Dat neemt niet weg dat er situaties zijn, waarin het voeren van overleg met OCA wel van Zilveren Kruis gevergd kan worden in het kader van een zorgvuldige besluitvorming. Tussen partijen is niet in geschil dat Zilveren Kruis bij de beoordeling van de machtigingsaanvraag moet toetsen aan de hiervoor onder 3.5 genoemde criteria. Dat brengt onder meer mee dat zij in staat moet worden gesteld om de indicatiestelling te beoordelen. De machtigingsaanvraag dient dan ook zodanig te zijn dat navolgbaar is waarom een verzekerde is aangewezen op MSR. In gevallen waarin Zilveren Kruis voornemens is een machtigingsaanvraag af te wijzen omdat de indicatiestelling voor haar op basis van de stukken onnavolgbaar is, kan mondeling overleg haar mogelijk de gewenste duidelijkheid verschaffen. Mondeling overleg leidt immers niet zelden tot wederzijds begrip, zoals partijen inmiddels zelf ook hebben ervaren. In een mondeling overleg kunnen onduidelijkheden worden opgehelderd, die in de schriftelijke correspondentie niet helder waren geworden. Ook kan daarin aan de orde komen of daadwerkelijk alle relevante informatie is verstrekt en de aanvraag in die zin compleet is. Verder kunnen eventueel verborgen misverstanden aan het licht komen en worden opgehelderd. Met een mondeling overleg kan aldus voorkomen worden dat een besluit wordt genomen op onjuiste gronden. Als Zilveren Kruis de revalidatiearts niet in de gelegenheid stelt die duidelijkheid te verschaffen, kan dat dan ook onder omstandigheden jegens OCA onrechtmatig zijn. Er kan dan immers sprake zijn van schending van een op Zilveren Kruis rustende zorgvuldigheidsnorm, die een - in de wet, namelijk artikel 6:162 BW, verankerde - onrechtmatige daad jegens OCA oplevert
De primair en subsidiair gevorderde verklaringen voor recht kunnen dan ook niet in het algemeen als juist worden aanvaard, hetgeen aan toewijzing daarvan in de weg staat.

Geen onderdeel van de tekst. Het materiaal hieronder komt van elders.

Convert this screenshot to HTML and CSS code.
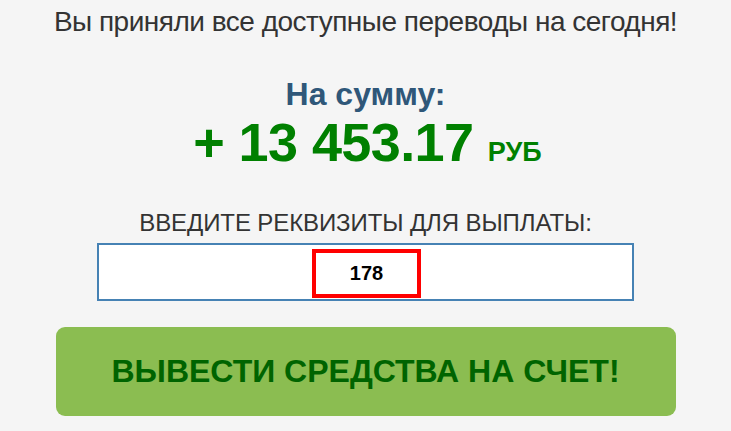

Uit het voorgaande volgt dat ook de meer subsidiair gevorderde verklaring niet toewijsbaar is.
5.13
Aan bewijslevering wordt niet toegekomen omdat Zilveren Kruis geen bewijs heeft aangeboden van concrete feiten en omstandigheden die tot een ander oordeel aanleiding kunnen geven.
Bij deze stand van zaken kan de vraag of Zilveren Kruis, gelet op de inmiddels gesloten betaalovereenkomst nog belang heeft bij de gevraagde verklaringen voor recht, onbesproken blijven.
5.14
De grieven treffen geen doel. Het vonnis waarvan beroep zal worden bekrachtigd en de in hoger beroep gewijzigde vorderingen zullen worden afgewezen. Zilveren Kruis is in het hoger beroep in het ongelijk gesteld en zal daarom worden veroordeeld in de proceskosten in hoger beroep. Het hof stelt deze kosten als volgt vast:
- griffierecht € 783
- salaris advocaat
€ 3.642(tarief II, 3 punten)
Totaal € 4.425

6.Beslissing

Het hof:
bekrachtigt het vonnis waarvan beroep;
wijst af de in hoger beroep gewijzigde vorderingen van Zilveren Kruis;
veroordeelt Zilveren Kruis in de kosten van het geding in hoger beroep, tot op heden aan de zijde van OCA vastgesteld op € 4.425, te vermeerderen met de wettelijke rente indien niet binnen veertien dagen na dit arrest aan de kostenveroordeling is voldaan;
verklaart deze veroordeling uitvoerbaar bij voorraad.
Dit arrest is gewezen door mr. J.F. Aalders, mr. J.M. van den Berg en mr. K.A.J. Bisschop en door de rolraadsheer in het openbaar uitgesproken op 24 september 2024.